Bernie can point out whatever he likes, you cannot escape a simple fact - if running a lemonade stand brought in money, there would be competition and people would be willing to find ways to automate as much as possible and to reduce prices in order to gain market share. Keeping prices low enough for people actually to buy your product while paying people for 5 days of work while they are only working 4 days is an incompatibilities in goals, you can do it until competition comes in and shows you what true efficiencies may look like. Ideas like that of Bernie is what moved production out of the Western world (USA in this case) and to places like China (and now Vietnam and others). Trying to put a lid on this development at this point is not going to work.

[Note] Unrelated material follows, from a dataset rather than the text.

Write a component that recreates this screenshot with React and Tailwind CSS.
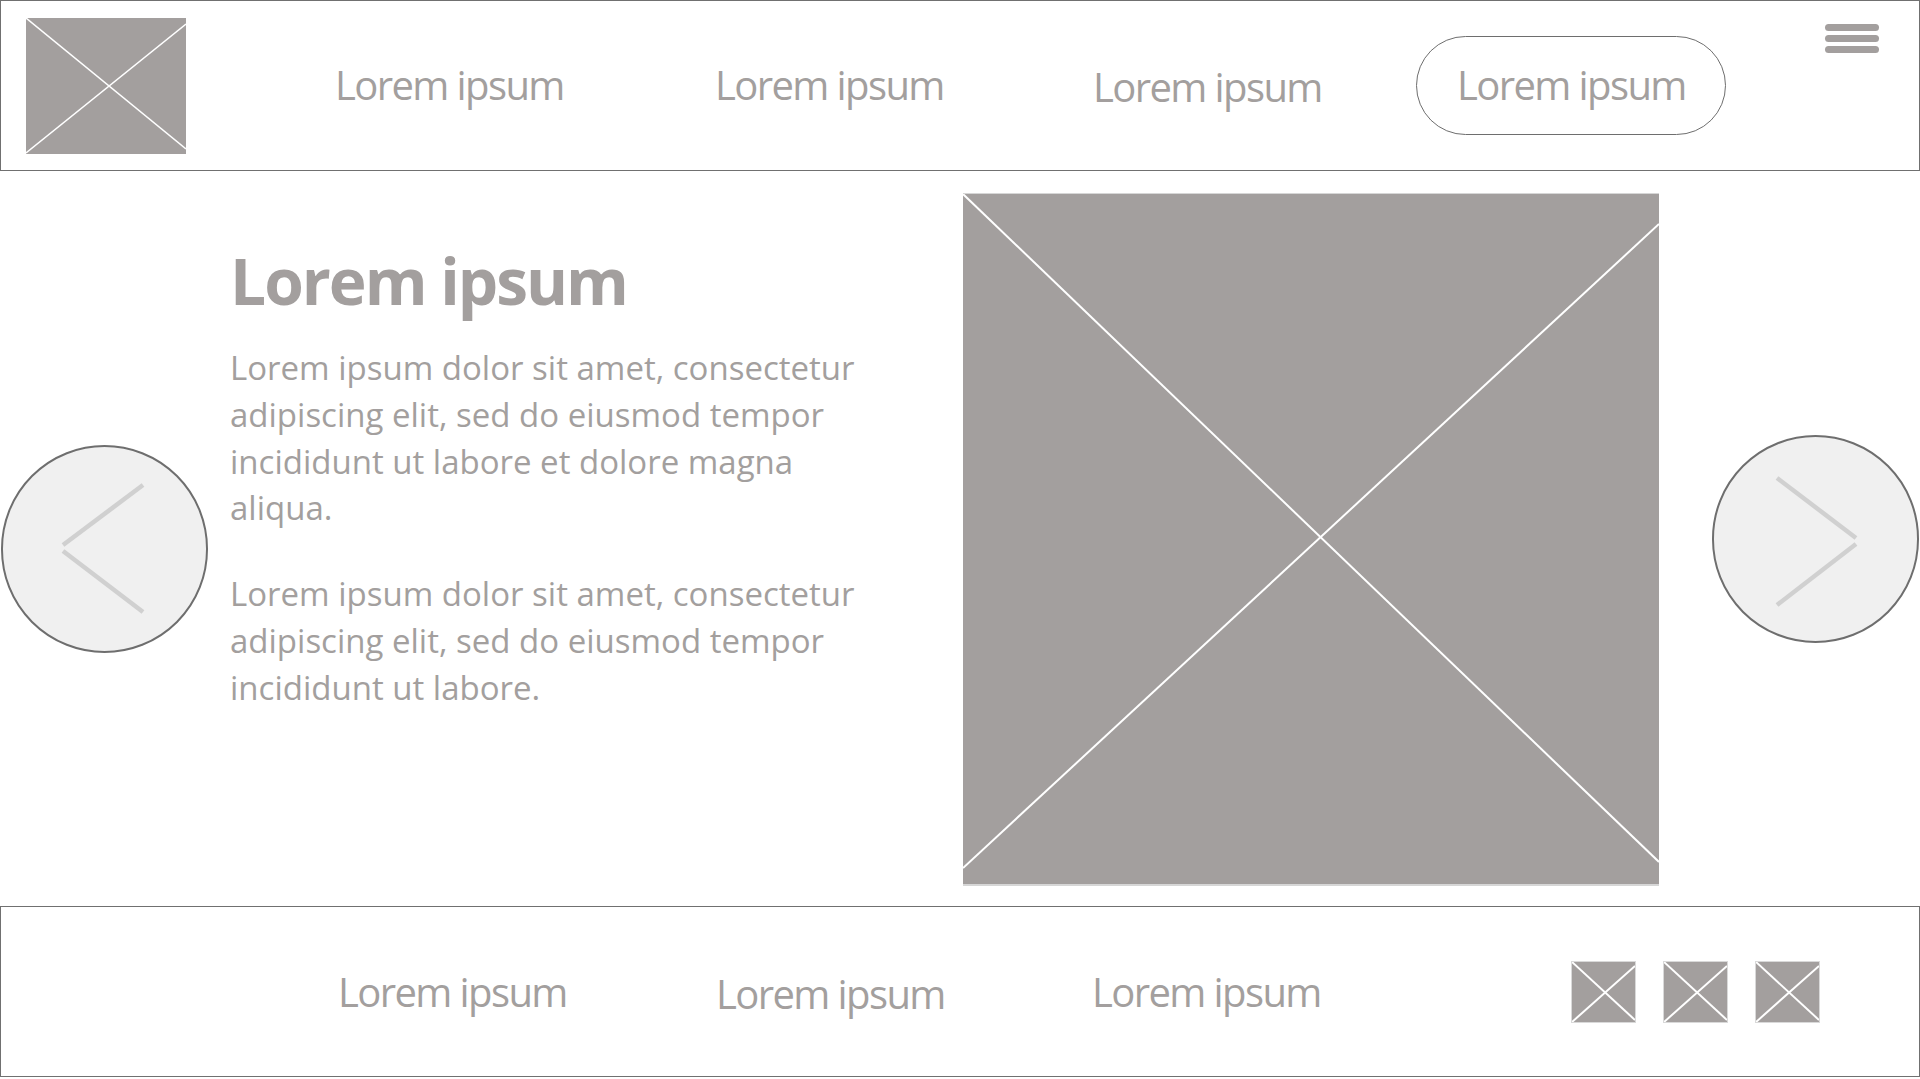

Years ago on this very site I noted that a country that loses manufacturing due to its socialist policies will inevitably lose engineering and will then lose education system as well. America is about half way there, there is still engineering, but it sure lost manufacturing. Try to go down the road and find a company that can make a tool that you need to make tools that you need to make products that you want. Even if you find some old guy somewhere, making dies and casts, the prices are still not going to be anywhere near close. AI is nothing without manufacturing.

Comment Who is going to give me a 4 day work week? (Score 0, Informative) 181

I work for myself, I have 3 companies to run, who is going to give me a 4 day work week and what would that look like? Also if I could have a 4 day work week today, I would start another company and would run out of the week days anyway. Actually I have people working for me 4 days a week, this is because we run around the clock, 24x7x52 and some shifts are less attractive to the hires, especially the weekends, so we have to compensate with flexibility, but everyone is on the clock anyway, it is up to the person to decide if he or she wants to work more hours. I am always amazed at people just coming up with broad statements like that: everyone must have a 4 day work week! What does that mean? Silly simple solutions to real world problems don't work.